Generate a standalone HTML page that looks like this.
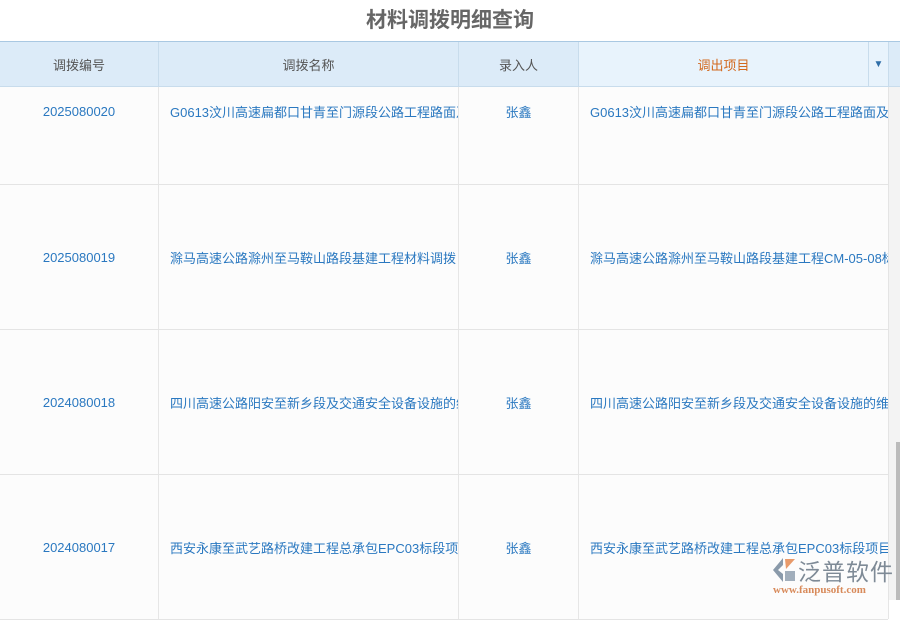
<!DOCTYPE html>
<html><head><meta charset="utf-8"><style>
*{margin:0;padding:0;box-sizing:border-box}
body{width:900px;height:600px;overflow:hidden;background:#fff;font-family:"Liberation Sans","Noto Sans CJK SC",sans-serif;position:relative}
.title{position:absolute;top:4px;left:0;width:900px;text-align:center;font-size:21px;font-weight:bold;color:#666;z-index:3;background:#fff;height:37px}
.hdr{position:absolute;top:41px;left:0;width:900px;height:46px;background:#dcebf8;border-top:1px solid #a9c8e2;border-bottom:1px solid #c8dcec;z-index:3}
.c{position:absolute;top:0;height:100%;display:flex;align-items:center;justify-content:center;font-size:13px;color:#555;border-right:1px solid #c8dcec;white-space:nowrap;overflow:hidden}
.row{position:absolute;left:0;width:888px;background:#fcfcfc;border-bottom:1px solid #e4e4e4}
.row .c{border-right:1px solid #e6e6e6;color:#2a78c0;font-size:13px}
.l{justify-content:flex-start!important;padding-left:11px}
</style></head><body>
<div style="position:absolute;top:0;left:0;width:900px;height:41px;background:#fff;z-index:2"></div>
<div class="title">材料调拨明细查询</div>
<div class="hdr">
<div class="c" style="left:0;width:159px">调拨编号</div>
<div class="c" style="left:159px;width:300px">调拨名称</div>
<div class="c" style="left:459px;width:120px">录入人</div>
<div class="c" style="left:579px;width:290px;background:#e8f3fc;color:#d2691e">调出项目</div>
<div class="c" style="left:869px;width:20px;background:#e8f3fc;color:#2f6ea8;font-size:10px">▼</div>
<div class="c" style="left:889px;width:11px;border:none"></div>
</div>
<div class="row" style="top:39px;height:146px">
<div class="c" style="left:0;width:159px">2025080020</div>
<div class="c l" style="left:159px;width:300px">G0613汶川高速扁都口甘青至门源段公路工程路面及</div>
<div class="c" style="left:459px;width:120px">张鑫</div>
<div class="c l" style="left:579px;width:310px">G0613汶川高速扁都口甘青至门源段公路工程路面及</div>
</div>
<div class="row" style="top:185px;height:145px">
<div class="c" style="left:0;width:159px">2025080019</div>
<div class="c l" style="left:159px;width:300px">滁马高速公路滁州至马鞍山路段基建工程材料调拨</div>
<div class="c" style="left:459px;width:120px">张鑫</div>
<div class="c l" style="left:579px;width:310px">滁马高速公路滁州至马鞍山路段基建工程CM-05-08标</div>
</div>
<div class="row" style="top:330px;height:145px">
<div class="c" style="left:0;width:159px">2024080018</div>
<div class="c l" style="left:159px;width:300px">四川高速公路阳安至新乡段及交通安全设备设施的维</div>
<div class="c" style="left:459px;width:120px">张鑫</div>
<div class="c l" style="left:579px;width:310px">四川高速公路阳安至新乡段及交通安全设备设施的维</div>
</div>
<div class="row" style="top:475px;height:145px">
<div class="c" style="left:0;width:159px">2024080017</div>
<div class="c l" style="left:159px;width:300px">西安永康至武艺路桥改建工程总承包EPC03标段项目</div>
<div class="c" style="left:459px;width:120px">张鑫</div>
<div class="c l" style="left:579px;width:310px">西安永康至武艺路桥改建工程总承包EPC03标段项目</div>
</div>
<div style="position:absolute;left:888px;top:87px;width:12px;height:513px;background:#f3f3f3;border-left:1px solid #e4e4e4"></div>
<div style="position:absolute;left:896px;top:442px;width:4px;height:158px;background:#bbb"></div>
<svg style="position:absolute;left:769px;top:556px" width="28" height="28" viewBox="0 0 28 28">
<path d="M14 2 L4 14 L14 26 L14 18 L9 14 L14 9 Z" fill="#8a9aaa"/>
<path d="M16 3 L26 3 L17 13 Z" fill="#e89a6a"/>
<path d="M16 15 L26 15 L26 25 L16 25 Z" fill="#8a9aaa" opacity=".8"/>
</svg>
<div style="position:absolute;left:798px;top:553px;font-size:23px;color:#7e8a96;font-family:'Noto Sans CJK SC',sans-serif;letter-spacing:1px">泛普软件</div>
<div style="position:absolute;left:773px;top:584px;font-size:11px;color:#d88a5a;font-family:'Liberation Serif',serif;font-weight:bold">www.fanpusoft.com</div>
</body></html>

++++++++++

### Challenge:
From the material above, copy everything exactly but the pictures.

### Worked solution:
Generate a standalone HTML page that looks like this.
<!DOCTYPE html>
<html><head><meta charset="utf-8"><style>
*{margin:0;padding:0;box-sizing:border-box}
body{width:900px;height:600px;overflow:hidden;background:#fff;font-family:"Liberation Sans","Noto Sans CJK SC",sans-serif;position:relative}
.title{position:absolute;top:4px;left:0;width:900px;text-align:center;font-size:21px;font-weight:bold;color:#666;z-index:3;background:#fff;height:37px}
.hdr{position:absolute;top:41px;left:0;width:900px;height:46px;background:#dcebf8;border-top:1px solid #a9c8e2;border-bottom:1px solid #c8dcec;z-index:3}
.c{position:absolute;top:0;height:100%;display:flex;align-items:center;justify-content:center;font-size:13px;color:#555;border-right:1px solid #c8dcec;white-space:nowrap;overflow:hidden}
.row{position:absolute;left:0;width:888px;background:#fcfcfc;border-bottom:1px solid #e4e4e4}
.row .c{border-right:1px solid #e6e6e6;color:#2a78c0;font-size:13px}
.l{justify-content:flex-start!important;padding-left:11px}
</style></head><body>
<div style="position:absolute;top:0;left:0;width:900px;height:41px;background:#fff;z-index:2"></div>
<div class="title">材料调拨明细查询</div>
<div class="hdr">
<div class="c" style="left:0;width:159px">调拨编号</div>
<div class="c" style="left:159px;width:300px">调拨名称</div>
<div class="c" style="left:459px;width:120px">录入人</div>
<div class="c" style="left:579px;width:290px;background:#e8f3fc;color:#d2691e">调出项目</div>
<div class="c" style="left:869px;width:20px;background:#e8f3fc;color:#2f6ea8;font-size:10px">▼</div>
<div class="c" style="left:889px;width:11px;border:none"></div>
</div>
<div class="row" style="top:39px;height:146px">
<div class="c" style="left:0;width:159px">2025080020</div>
<div class="c l" style="left:159px;width:300px">G0613汶川高速扁都口甘青至门源段公路工程路面及</div>
<div class="c" style="left:459px;width:120px">张鑫</div>
<div class="c l" style="left:579px;width:310px">G0613汶川高速扁都口甘青至门源段公路工程路面及</div>
</div>
<div class="row" style="top:185px;height:145px">
<div class="c" style="left:0;width:159px">2025080019</div>
<div class="c l" style="left:159px;width:300px">滁马高速公路滁州至马鞍山路段基建工程材料调拨</div>
<div class="c" style="left:459px;width:120px">张鑫</div>
<div class="c l" style="left:579px;width:310px">滁马高速公路滁州至马鞍山路段基建工程CM-05-08标</div>
</div>
<div class="row" style="top:330px;height:145px">
<div class="c" style="left:0;width:159px">2024080018</div>
<div class="c l" style="left:159px;width:300px">四川高速公路阳安至新乡段及交通安全设备设施的维</div>
<div class="c" style="left:459px;width:120px">张鑫</div>
<div class="c l" style="left:579px;width:310px">四川高速公路阳安至新乡段及交通安全设备设施的维</div>
</div>
<div class="row" style="top:475px;height:145px">
<div class="c" style="left:0;width:159px">2024080017</div>
<div class="c l" style="left:159px;width:300px">西安永康至武艺路桥改建工程总承包EPC03标段项目</div>
<div class="c" style="left:459px;width:120px">张鑫</div>
<div class="c l" style="left:579px;width:310px">西安永康至武艺路桥改建工程总承包EPC03标段项目</div>
</div>
<div style="position:absolute;left:888px;top:87px;width:12px;height:513px;background:#f3f3f3;border-left:1px solid #e4e4e4"></div>
<div style="position:absolute;left:896px;top:442px;width:4px;height:158px;background:#bbb"></div>
<svg style="position:absolute;left:769px;top:556px" width="28" height="28" viewBox="0 0 28 28">
<path d="M14 2 L4 14 L14 26 L14 18 L9 14 L14 9 Z" fill="#8a9aaa"/>
<path d="M16 3 L26 3 L17 13 Z" fill="#e89a6a"/>
<path d="M16 15 L26 15 L26 25 L16 25 Z" fill="#8a9aaa" opacity=".8"/>
</svg>
<div style="position:absolute;left:798px;top:553px;font-size:23px;color:#7e8a96;font-family:'Noto Sans CJK SC',sans-serif;letter-spacing:1px">泛普软件</div>
<div style="position:absolute;left:773px;top:584px;font-size:11px;color:#d88a5a;font-family:'Liberation Serif',serif;font-weight:bold">www.fanpusoft.com</div>
</body></html>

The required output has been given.